For instance, let's say I am validating a glue joint and I want it to be over 1 lb with 90%/90% confidence and reliability. If I want to do an attributes test, I need 22 samples with all achieving over 1 lb. With variables, I can choose to do say 10 samples.

Let's say my data had a mean of 2.1 lb and standard deviation of 0.5 lb. Using the tolerance interval formula (which is pretty complex, but Minitab spits it right out), we get a lower bound of 1.067. Since this is higher than our spec, the process is validated using only 10 samples. Yay!

There is, however, a corollary to this method. Your sample data must be normally distributed. Otherwise you can use nonparametric analysis, but this basically matches the attribute sample sizes. In our example, the achieved confidence at 10 samples for non-parametric data is only 65% and it only reaches 90% at 22 samples, the same as the attributes test.

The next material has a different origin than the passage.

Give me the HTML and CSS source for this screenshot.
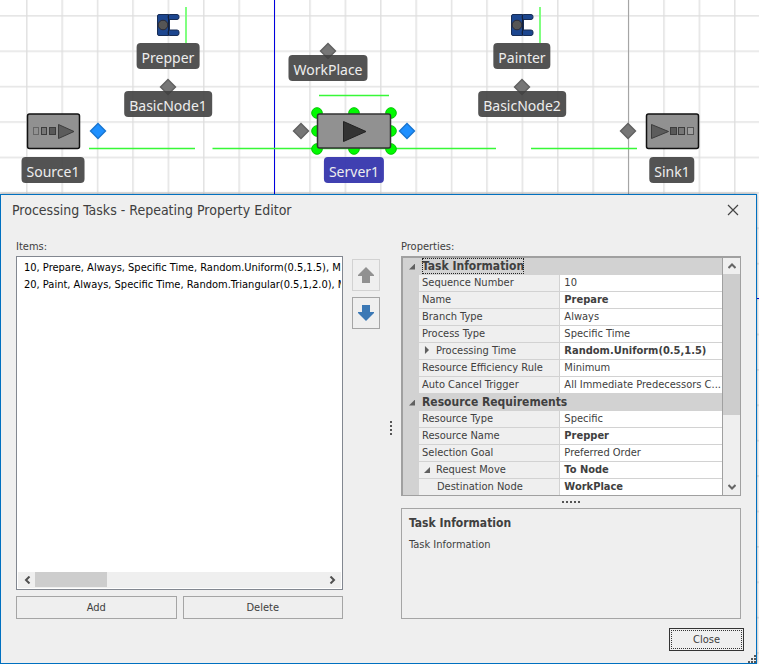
FILE: index.html
```html
<!DOCTYPE html>
<html lang="en">
<head>
<meta charset="utf-8">
<title>Processing Tasks - Repeating Property Editor</title>
<link rel="stylesheet" href="styles.css">
</head>
<body>
<main class="facility">
  <svg class="scene" width="759" height="664" aria-hidden="true">
    <defs>
      <pattern id="grid" x="26" y="15" width="35.4" height="35.4" patternUnits="userSpaceOnUse">
        <path d="M.8 0V35.4M0 .8H35.4" stroke="#dedede" stroke-width="1.3" fill="none"/>
      </pattern>
      <g id="diamond"><path d="M0-7.5 7.5 0 0 7.5-7.5 0z" stroke-width="1.4"/></g>
      <g id="worker">
        <rect x="-10.500" y="-10.500" width="12" height="21" rx="1.500" fill="#1c468f" stroke="#182d55"/>
        <rect x="0" y="-10.500" width="11" height="5" rx="2" fill="#1c468f" stroke="#182d55"/>
        <rect x="0" y="5" width="11" height="5.500" rx="2" fill="#1c468f" stroke="#182d55"/>
        <path d="M.5-10V10" stroke="#12203c"/>
        <circle cx="-5" cy="0" r="4.800" fill="#555" stroke="#2c2c36"/>
      </g>
    </defs>
    <rect width="759" height="664" fill="url(#grid)"/>
    <path d="M628.500 0V664" stroke="#a5a5a5"/>
    <path d="M274.500 0V664M757 298.500H759" stroke="#0000e0"/>
    <path d="M186 7V43M540 7V43" stroke="#80ff80" stroke-width="2"/>
    <path d="M89 148.500H195M212.500 148.500H496M531 148.500H637M319 95.500H389" stroke="#37f837" stroke-width="1.300"/>
    <use href="#worker" x="168" y="25"/>
    <use href="#worker" x="522" y="25"/>
    <g fill="#767676" stroke="#606060">
      <use href="#diamond" x="168" y="87"/><use href="#diamond" x="522" y="87"/>
      <use href="#diamond" x="328" y="51"/><use href="#diamond" x="301" y="131"/>
      <use href="#diamond" x="628" y="131"/>
    </g>
    <g fill="#1e90ff" stroke="#1875d0">
      <use href="#diamond" x="98" y="131"/><use href="#diamond" x="407" y="131"/>
    </g>
    <g fill="#00fa00" stroke="#00c800">
      <circle cx="317" cy="113" r="5.300"/><circle cx="354" cy="113" r="5.300"/><circle cx="391" cy="113" r="5.300"/>
      <circle cx="317" cy="131" r="5.300"/><circle cx="391" cy="131" r="5.300"/>
      <circle cx="317" cy="149" r="5.300"/><circle cx="354" cy="149" r="5.300"/><circle cx="391" cy="149" r="5.300"/>
    </g>
    <rect x="317.500" y="114" width="73" height="34" rx="2" fill="#919191" stroke="#333" stroke-width="1.500"/>
    <path d="M343.500 121.500V141.500L366 131.500z" fill="#333" stroke="#222"/>
    <rect x="27.500" y="114" width="52" height="34.500" rx="2" fill="#919191" stroke="#111" stroke-width="1.500"/>
    <g stroke="#3c3c3c">
      <rect x="33.500" y="127.500" width="5" height="7" fill="#919191" stroke="#666"/>
      <rect x="41.500" y="127.500" width="5" height="7" fill="#777"/>
      <rect x="49.500" y="127.500" width="6" height="7" fill="#595959"/>
      <path d="M58.500 124.500V138.500L74 131.500z" fill="#5c5c5c"/>
    </g>
    <rect x="646.500" y="114" width="52" height="34.500" rx="2" fill="#919191" stroke="#111" stroke-width="1.500"/>
    <g stroke="#3c3c3c">
      <path d="M651.500 124.500V138.500L668.500 131.500z" fill="#5c5c5c"/>
      <rect x="670.500" y="127.500" width="6" height="7" fill="#595959"/>
      <rect x="678.500" y="127.500" width="6" height="7" fill="#777"/>
      <rect x="687.500" y="127.500" width="6" height="7" fill="#a0a0a0" stroke="#555"/>
    </g>
  </svg>
  <span class="tag prepper">Prepper</span>
  <span class="tag node1">BasicNode1</span>
  <span class="tag workplace">WorkPlace</span>
  <span class="tag painter">Painter</span>
  <span class="tag node2">BasicNode2</span>
  <span class="tag source">Source1</span>
  <span class="tag server">Server1</span>
  <span class="tag sink">Sink1</span>

  <section class="dialog" role="dialog" aria-labelledby="title">
    <header class="titlebar">
      <h1 id="title">Processing Tasks - Repeating Property Editor</h1>
      <button class="dismiss" aria-label="Close window"><svg width="12" height="12"><path d="M1 1 11 11M11 1 1 11" stroke="#444" stroke-width="1.200"/></svg></button>
    </header>
    <div class="body">
      <div class="items">
        <h2 id="items-label">Items:</h2>
        <div class="list">
          <ul role="listbox" aria-labelledby="items-label">
            <li role="option">10, Prepare, Always, Specific Time, Random.Uniform(0.5,1.5), Minimum</li>
            <li role="option">20, Paint, Always, Specific Time, Random.Triangular(0.5,1,2.0), Minimum</li>
          </ul>
          <div class="hscroll">
            <button aria-label="Scroll left"><svg width="8" height="8"><path d="M6.500.5 3 4 6.500 7.500" fill="none" stroke="#505050" stroke-width="2"/></svg></button>
            <span class="hthumb"></span>
            <button aria-label="Scroll right"><svg width="8" height="8"><path d="M1.500.5 5 4 1.500 7.500" fill="none" stroke="#505050" stroke-width="2"/></svg></button>
          </div>
        </div>
        <div class="pair"><button class="btn">Add</button><button class="btn">Delete</button></div>
      </div>
      <div class="order">
        <button class="move" disabled aria-label="Move up"><svg width="16" height="16"><path d="M8 0 16 8V9H12V16H4V9H0V8z" fill="#919191"/></svg></button>
        <button class="move" aria-label="Move down"><svg width="16" height="16"><path d="M8 16 16 8V7H12V0H4V7H0V8z" fill="#3b78b5"/></svg></button>
      </div>
      <div class="vgrip"><svg width="2" height="14"><path d="M1 0V14" stroke="#555" stroke-width="2" stroke-dasharray="2 2"/></svg></div>
      <div class="props">
        <h2>Properties:</h2>
        <div class="sheet">
          <table>
            <colgroup><col class="c-gutter"><col class="c-name"><col></colgroup>
            <tbody>
              <tr class="group"><td class="gutter"><i class="open"></i></td><th colspan="2"><span class="focus">Task Information</span></th></tr>
              <tr><td class="gutter"></td><th>Sequence Number</th><td>10</td></tr>
              <tr><td class="gutter"></td><th>Name</th><td class="set">Prepare</td></tr>
              <tr><td class="gutter"></td><th>Branch Type</th><td>Always</td></tr>
              <tr><td class="gutter"></td><th>Process Type</th><td>Specific Time</td></tr>
              <tr><td class="gutter"></td><th><i class="shut"></i>Processing Time</th><td class="set">Random.Uniform(0.5,1.5)</td></tr>
              <tr><td class="gutter"></td><th>Resource Efficiency Rule</th><td>Minimum</td></tr>
              <tr><td class="gutter"></td><th>Auto Cancel Trigger</th><td>All Immediate Predecessors C...</td></tr>
              <tr class="group"><td class="gutter"><i class="open"></i></td><th colspan="2">Resource Requirements</th></tr>
              <tr><td class="gutter"></td><th>Resource Type</th><td>Specific</td></tr>
              <tr><td class="gutter"></td><th>Resource Name</th><td class="set">Prepper</td></tr>
              <tr><td class="gutter"></td><th>Selection Goal</th><td>Preferred Order</td></tr>
              <tr><td class="gutter"></td><th><i class="open"></i>Request Move</th><td class="set">To Node</td></tr>
              <tr><td class="gutter"></td><th class="child">Destination Node</th><td class="set">WorkPlace</td></tr>
            </tbody>
          </table>
          <div class="vscroll">
            <button aria-label="Scroll up"><svg width="8" height="8"><path d="M.5 6 4 2.500 7.500 6" fill="none" stroke="#666" stroke-width="2"/></svg></button>
            <span class="vthumb"></span>
            <button aria-label="Scroll down"><svg width="8" height="8"><path d="M.5 2 4 5.500 7.500 2" fill="none" stroke="#666" stroke-width="2"/></svg></button>
          </div>
        </div>
        <div class="hgrip"><svg width="18" height="2"><path d="M0 1H18" stroke="#555" stroke-width="2" stroke-dasharray="2 2"/></svg></div>
        <div class="help"><strong>Task Information</strong><p>Task Information</p></div>
      </div>
    </div>
    <footer><button class="btn close"><span>Close</span></button></footer>
    <svg class="corner" width="8" height="8" aria-hidden="true"><path d="M0 6h2v2H0zM3 6h2v2H3zM6 6h2v2H6zM3 3h2v2H3zM6 3h2v2H6zM6 0h2v2H6z" fill="#555"/></svg>
  </section>
</main>
</body>
</html>
```
FILE: styles.css
```css
* { box-sizing: border-box; }
body { margin: 0; background: #fff; color: #404040; font: 11px/17px "DejaVu Sans Condensed", "Noto Sans", sans-serif; }
button { margin: 0; padding: 0; border: 0; background: none; color: inherit; font: inherit; }
svg { display: block; }
h1, h2, p, ul { margin: 0; padding: 0; font-weight: normal; }

.facility { position: relative; display: flex; min-height: 100vh; padding: 194px 2px 0 0; overflow: hidden; }
.scene { position: absolute; left: 0; top: 0; }
.tag { position: absolute; transform: translateX(-50%); height: 26px; padding: 0 5px; border-radius: 4px; background: rgba(64, 64, 64, .9); color: #eee; font: 14px/29px "Noto Sans", sans-serif; }
.prepper { left: 168px; top: 43px; }
.node1 { left: 168px; top: 91px; }
.workplace { left: 328px; top: 55px; }
.painter { left: 522px; top: 43px; }
.node2 { left: 522px; top: 91px; }
.source { left: 53px; top: 157px; }
.server { left: 354px; top: 157px; background: rgba(48, 48, 170, .92); }
.sink { left: 672px; top: 157px; }

.dialog { position: relative; flex: 1; display: flex; flex-direction: column; min-width: 0; border: 1px solid #0070c0; background: #efefef; box-shadow: 0 0 3px rgba(0, 0, 0, .4); }
.titlebar { display: flex; justify-content: space-between; align-items: center; height: 30px; padding: 0 17px 0 11px; }
h1 { font-size: 14px; }
.dismiss { display: grid; place-items: center; width: 12px; height: 28px; }
.body { flex: 1; display: grid; grid-template-columns: minmax(0, 327fr) 28px 3px minmax(0, 340fr); column-gap: 9px; padding: 12px 15px 0; }
h2 { height: 19px; font-size: 11px; line-height: 19px; }

.items, .props { display: flex; flex-direction: column; min-width: 0; }
.list { flex: 1; display: flex; flex-direction: column; padding: 1px; border: 1px solid #828790; background: #fff; overflow: hidden; }
ul { flex: 1; padding: 1px 0 0 6px; list-style: none; color: #000; white-space: nowrap; overflow: hidden; }
.hscroll { display: flex; justify-content: space-between; height: 16px; background: #efefef; }
.hscroll button, .vscroll button { display: grid; place-items: center; width: 17px; height: 16px; }
.hthumb { width: 72px; height: 15px; margin-right: auto; background: #cdcdcd; }
.pair { display: grid; grid-template-columns: 1fr 1fr; gap: 6px; margin-top: 6px; }
.btn { height: 23px; border: 1px solid #a5a5a5; line-height: 21px; }

.order { display: flex; flex-direction: column; gap: 6px; padding-top: 22px; }
.move { display: grid; place-items: center; width: 28px; height: 32px; border: 1px solid #a5a5a5; }
.move:disabled { border-color: #d2d2d2; }
.vgrip { display: grid; place-items: center; }

.sheet { display: flex; height: 240px; border: 1px solid #a0a0a0; border-width: 2px 1px 1px 2px; overflow: hidden; }
table { flex: 1; width: 0; table-layout: fixed; border-collapse: separate; border-spacing: 0; }
.c-gutter { width: 16px; }
.c-name { width: 44%; }
tr { height: 17px; }
th, td { height: 17px; padding: 0 0 0 4px; border-bottom: 1px solid #d2d2d2; text-align: left; font-weight: normal; line-height: 16px; white-space: nowrap; overflow: hidden; }
th { padding: 0 3px; background: #efefef; }
td { background: #fff; border-left: 1px solid #d2d2d2; }
.gutter { padding: 0; border: 0; background: #d2d2d2; }
.group th { background: #d2d2d2; font-size: 12px; font-weight: bold; }
.set { font-weight: bold; }
.focus { display: inline-block; outline: 1px dotted #222; outline-offset: -1px; }
.child { padding-left: 18px; }
.open { display: block; width: 6px; height: 6px; margin-left: 6px; background: #606060; clip-path: polygon(100% 0, 100% 100%, 0 100%); }
th .open, .shut { display: inline-block; margin: 0 6px 0 2px; }
.shut { width: 6px; height: 8px; background: #606060; clip-path: polygon(16% 0, 84% 50%, 16% 100%); }
.vscroll { display: flex; flex-direction: column; width: 18px; border-left: 1px solid #a0a0a0; }
.vthumb { flex: 0 0 141px; margin-bottom: auto; background: #cdcdcd; }
.hgrip { display: grid; place-items: center; height: 12px; }
.help { flex: 1; padding: 6px 7px; border: 1px solid #a5a5a5; }
.help strong { font-size: 12px; }
.help p { margin-top: 4px; }

footer { display: flex; justify-content: flex-end; padding: 9px 12px 12px; }
.close { width: 75px; padding: 1px; border-color: #333; }
.close span { display: block; height: 19px; border: 1px dotted #333; line-height: 17px; }
.corner { position: absolute; right: 0; bottom: 0; }
```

The other alternative is using k tables for tolerance intervals, which give you a factor K to apply to the formula X_bar - K * s to determine the cutoff value. It's just a simplified version of the above, but I prefer the exact method from Minitab because I have it.

As for your Cpk question, I'm not aware of a relationship between conf/rel and Cpk so someone else will have to chime in there.

 

[bcoolnow]

That information does help quite a bit and i may have found the table i was referring to, although it was put together by one of our customers so not exactly sure if it is official.
I have just run into another situation where I hope someone has been involved in. It has to do with validating a bead blast process. Is this possible to do, considering the fact that the outcome would be subjective with no definitive way to verify the results.

 

[howste]

I have just run into another situation where I hope someone has been involved in. It has to do with validating a bead blast process. Is this possible to do, considering the fact that the outcome would be subjective with no definitive way to verify the results.

Bead blasting processes are generally validated using Almen strips. This method gives you variable data and shouldn't be subjective.